■ Recorded data:
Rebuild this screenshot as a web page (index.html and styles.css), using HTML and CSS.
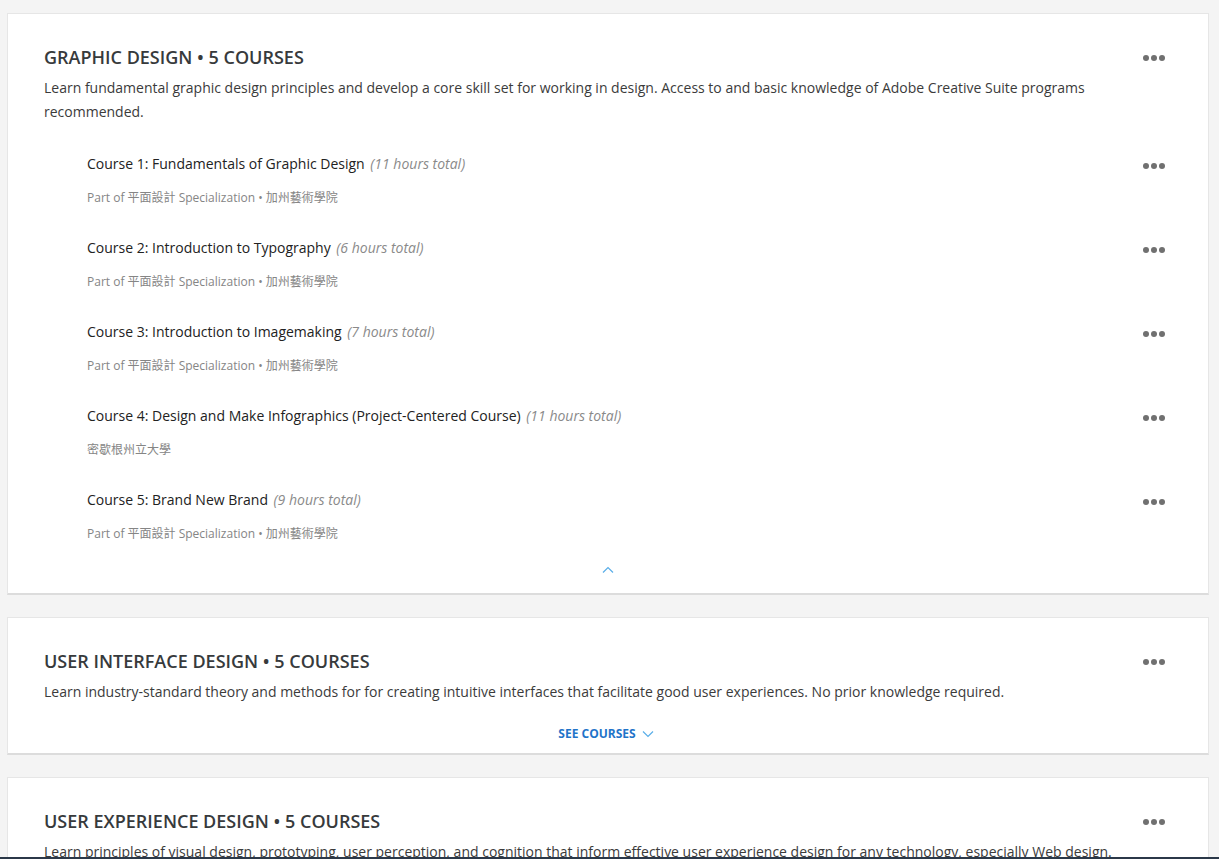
FILE: index.html
```html
<!DOCTYPE html>
<html lang="en">
<head>
<meta charset="utf-8">
<title>Courses</title>
<link rel="stylesheet" href="styles.css">
</head>
<body>
<main class="page">
  <section class="card">
    <div class="card-head">
      <div class="head-text">
        <h2 class="title">GRAPHIC DESIGN • 5 COURSES</h2>
        <p class="desc">Learn fundamental graphic design principles and develop a core skill set for working in design. Access to and basic knowledge of Adobe Creative Suite programs recommended.</p>
      </div>
      <button class="more" aria-label="More"><span></span><span></span><span></span></button>
    </div>
    <ul class="courses">
      <li class="course">
        <div class="course-text">
          <div class="course-title">Course 1: Fundamentals of Graphic Design <em class="hours">(11 hours total)</em></div>
          <div class="course-sub">Part of 平面設計 Specialization • 加州藝術學院</div>
        </div>
        <button class="more" aria-label="More"><span></span><span></span><span></span></button>
      </li>
      <li class="course">
        <div class="course-text">
          <div class="course-title">Course 2: Introduction to Typography <em class="hours">(6 hours total)</em></div>
          <div class="course-sub">Part of 平面設計 Specialization • 加州藝術學院</div>
        </div>
        <button class="more" aria-label="More"><span></span><span></span><span></span></button>
      </li>
      <li class="course">
        <div class="course-text">
          <div class="course-title">Course 3: Introduction to Imagemaking <em class="hours">(7 hours total)</em></div>
          <div class="course-sub">Part of 平面設計 Specialization • 加州藝術學院</div>
        </div>
        <button class="more" aria-label="More"><span></span><span></span><span></span></button>
      </li>
      <li class="course">
        <div class="course-text">
          <div class="course-title">Course 4: Design and Make Infographics (Project-Centered Course) <em class="hours">(11 hours total)</em></div>
          <div class="course-sub">密歇根州立大學</div>
        </div>
        <button class="more" aria-label="More"><span></span><span></span><span></span></button>
      </li>
      <li class="course">
        <div class="course-text">
          <div class="course-title">Course 5: Brand New Brand <em class="hours">(9 hours total)</em></div>
          <div class="course-sub">Part of 平面設計 Specialization • 加州藝術學院</div>
        </div>
        <button class="more" aria-label="More"><span></span><span></span><span></span></button>
      </li>
    </ul>
    <div class="toggle">
      <svg class="chev" width="12" height="7" viewBox="0 0 12 7"><path d="M1 6.5 L6 1.5 L11 6.5" fill="none" stroke="#5aaee8" stroke-width="1.2"/></svg>
    </div>
  </section>

  <section class="card">
    <div class="card-head">
      <div class="head-text">
        <h2 class="title">USER INTERFACE DESIGN • 5 COURSES</h2>
        <p class="desc">Learn industry-standard theory and methods for for creating intuitive interfaces that facilitate good user experiences. No prior knowledge required.</p>
      </div>
      <button class="more" aria-label="More"><span></span><span></span><span></span></button>
    </div>
    <div class="toggle see">
      <a class="see-link" href="#">SEE COURSES</a>
      <svg class="chev-down" width="12" height="7" viewBox="0 0 12 7"><path d="M1 0.5 L6 5.5 L11 0.5" fill="none" stroke="#5aaee8" stroke-width="1.2"/></svg>
    </div>
  </section>

  <section class="card">
    <div class="card-head">
      <div class="head-text">
        <h2 class="title">USER EXPERIENCE DESIGN • 5 COURSES</h2>
        <p class="desc">Learn principles of visual design, prototyping, user perception, and cognition that inform effective user experience design for any technology, especially Web design.</p>
      </div>
      <button class="more" aria-label="More"><span></span><span></span><span></span></button>
    </div>
  </section>
</main>
<div class="bottom-bar"></div>
</body>
</html>
```
FILE: styles.css
```css
* { box-sizing: border-box; }
html, body { margin: 0; padding: 0; }
body {
  background: #f4f4f4;
  font-family: "Open Sans", "Noto Sans CJK TC", sans-serif;
  color: #333;
  overflow: hidden;
  height: 859px;
}
.page {
  padding: 13px 10px 0 7px;
  display: flex;
  flex-direction: column;
  gap: 22px;
}
.card {
  background: #fff;
  border: 1px solid #e6e6e6;
  border-bottom: 2px solid #dcdcdc;
  padding: 31px 43px 0 36px;
}
.card-head {
  display: flex;
  align-items: flex-start;
  gap: 16px;
}
.head-text { flex: 1; }
.title {
  margin: 0;
  font-size: 18px;
  line-height: 24px;
  font-weight: 600;
  color: #373a3c;
  letter-spacing: 0;
}
.desc {
  margin: 7px 0 0;
  font-size: 14px;
  line-height: 24px;
  color: #3b3b3b;
  max-width: 1070px;
}
.more {
  border: 0;
  background: none;
  padding: 0;
  margin-top: 10px;
  display: flex;
  gap: 2px;
  cursor: pointer;
}
.more span {
  width: 6px;
  height: 6px;
  border-radius: 50%;
  background: #707070;
}
.courses {
  list-style: none;
  margin: 30px 0 0;
  padding: 0 0 0 43px;
  display: flex;
  flex-direction: column;
  gap: 31px;
}
.course {
  display: flex;
  align-items: flex-start;
  justify-content: space-between;
}
.course .more { margin-top: 9px; }
.course-title {
  font-size: 14px;
  line-height: 20px;
  color: #222;
}
.hours {
  color: #8a8a8a;
  margin-left: 2px;
}
.course-sub {
  margin-top: 15px;
  font-size: 12px;
  line-height: 18px;
  color: #858585;
}
.toggle {
  display: flex;
  justify-content: center;
  align-items: center;
  margin: 0 -43px 0 -36px;
  padding: 23px 0 20px;
}
.chev { display: block; }
.see {
  padding: 21px 4px 10px 0;
  gap: 6px;
}
.see-link {
  font-size: 12px;
  line-height: 18px;
  font-weight: 700;
  color: #1f74c9;
  text-decoration: none;
}
.chev-down { display: block; }
.bottom-bar {
  position: fixed;
  left: 0;
  right: 0;
  bottom: 0;
  height: 2px;
  background: #2b3848;
}
```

■ Problem to solve: Every line in the data that holds "page" should be copied out.

■ Result of this task:
Rebuild this screenshot as a web page (index.html and styles.css), using HTML and CSS.
<main class="page">
.page {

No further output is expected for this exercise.